South-Central Section - 48th Annual Meeting (17–18 March 2014)

Paper No. 2
Presentation Time: 8:00 AM-12:00 PM

STRATIGRAPHIC SIGNIFICANCE OF THE SHORT CREEK OOLITE IN THE LOWER MISSISSIPPIAN SUCCESSION OF NORTHERN ARKANSAS


JAYNE, Kevin Andrew, Geoscience, University of Arkansas, Fayetteville, AR 72703 and MANGER, Walter L., Department of Geosciences, University of Arkansas, Fayetteville, AR 72701, kjayne@email.uark.edu

The Short Creek Oolite, was named by Smith and Siebenthal (1907) from exposures along Short Creek in Cherokee County, Kansas, just west of Joplin, Missouri, as a member of the Lower Mississippian Boone Formation. Subsequent regional field work has identified the presumed regional development of this oolite throughout a number of equivalent sections in Kansas, Oklahoma, Missouri and Arkansas suggesting lateral persistency and a blanket geometry. The Short Creek in the type region was reported by Spreng (1961) to be nucleated on quartz grains, some doubly terminated. Biostratigraphic study of Short Creek articulate brachiopods and conodonts has assigned the oolite to either the top of Osagean, or base of the Meramecan Series, although assignments in both cases do not necessarily reflect direct evidence. Nevertheless, the Short Creek is regarded generally as succeeding the Keokuk Limestone unconformably, and equivalent to the Meramecan Warsaw Formation. Although somewhat arbitrary, its base has been accepted generally as the base of the Meramecan Series, particularly in the Tri-State area, Missouri, Oklahoma and Kansas.

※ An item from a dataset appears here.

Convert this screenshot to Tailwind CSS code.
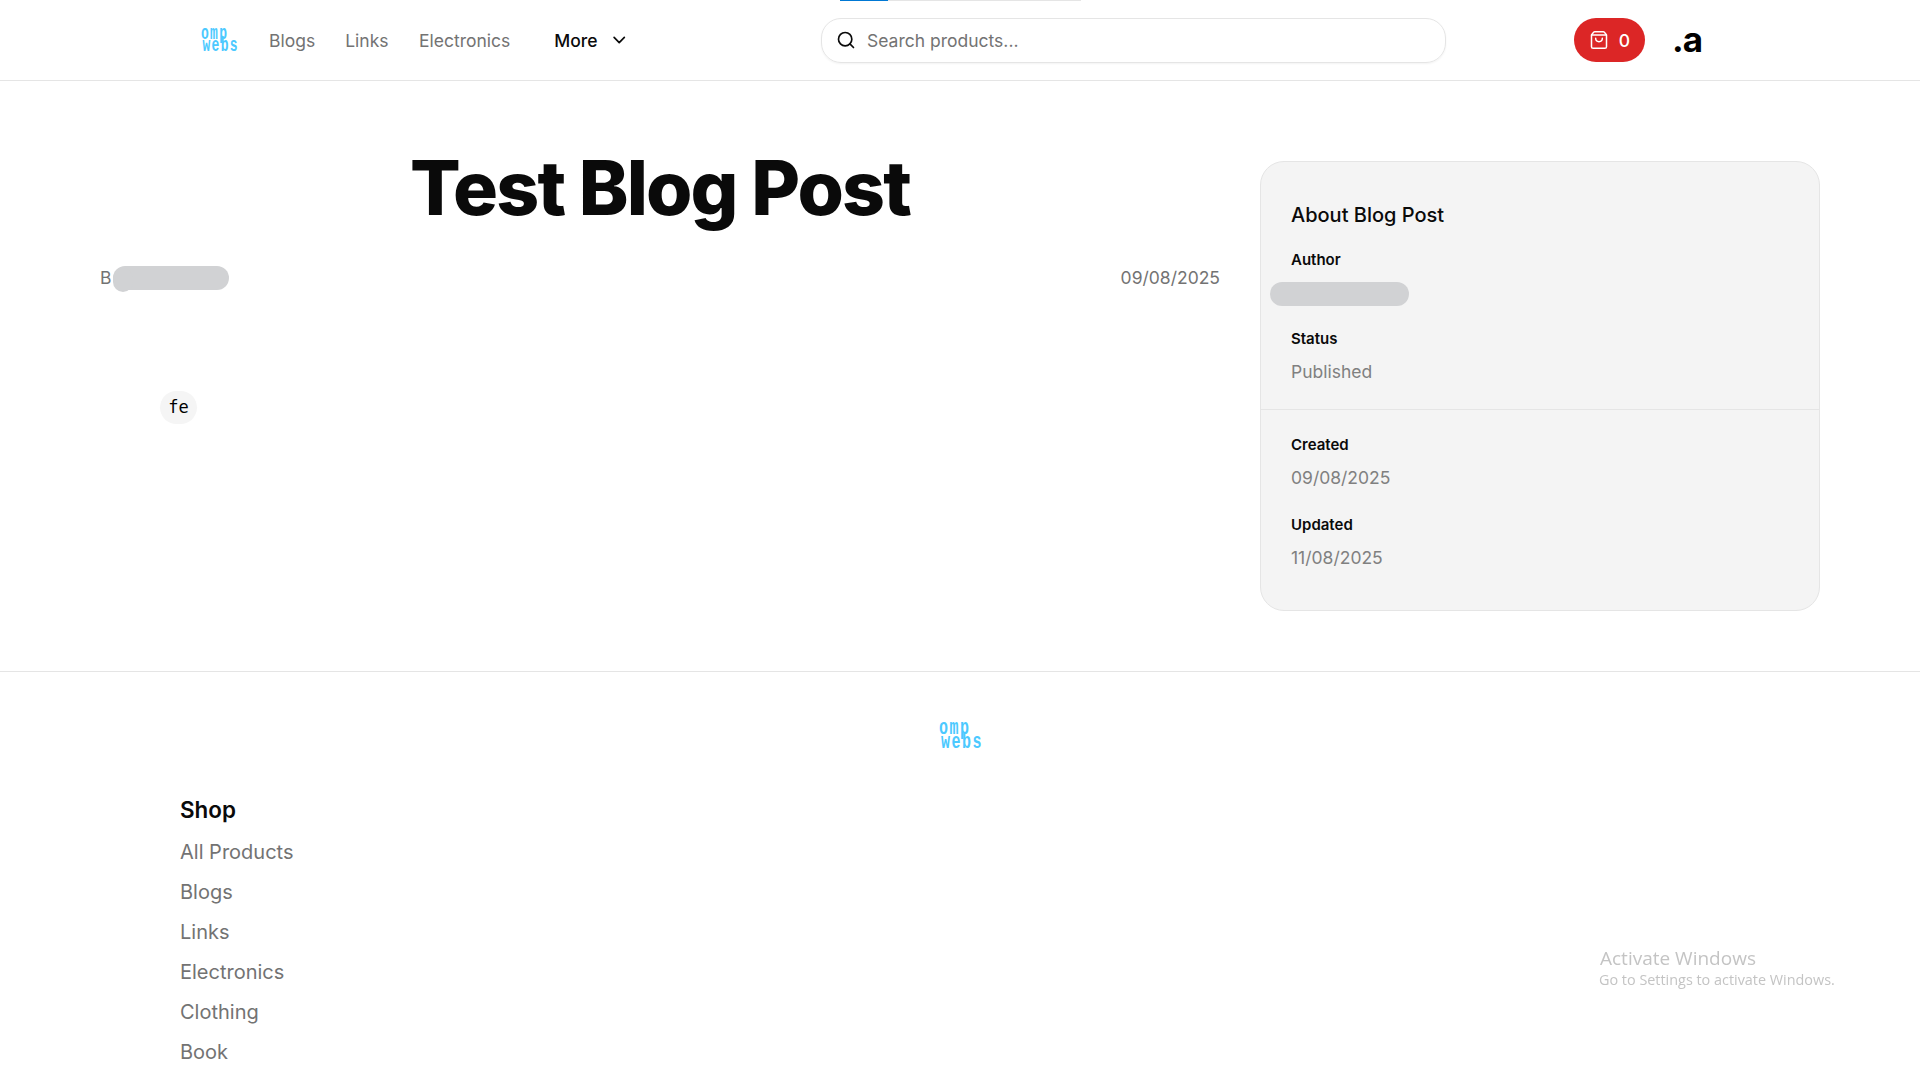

Although the Short Creek Oolite, as a member of the Boone Limestone, has been reported in a number of localities from northern Arkansas, most exposures of the upper Boone, including many new roadcuts, do not contain an oolite. Where seen, the Short Creek interval is massive, unbedded, and exhibits no grading or sorting, suggesting deposition as a grain-flow deposit rather than a shoal environment. If the ooliths exhibit a nucleus, they are consistently crinozoan detritus. Age of this portion of the Arkansas section is equivocal, but available conodont biostratigraphic evidence suggests that the interval is entirely Osagean (Thompson and Fellows, 1970).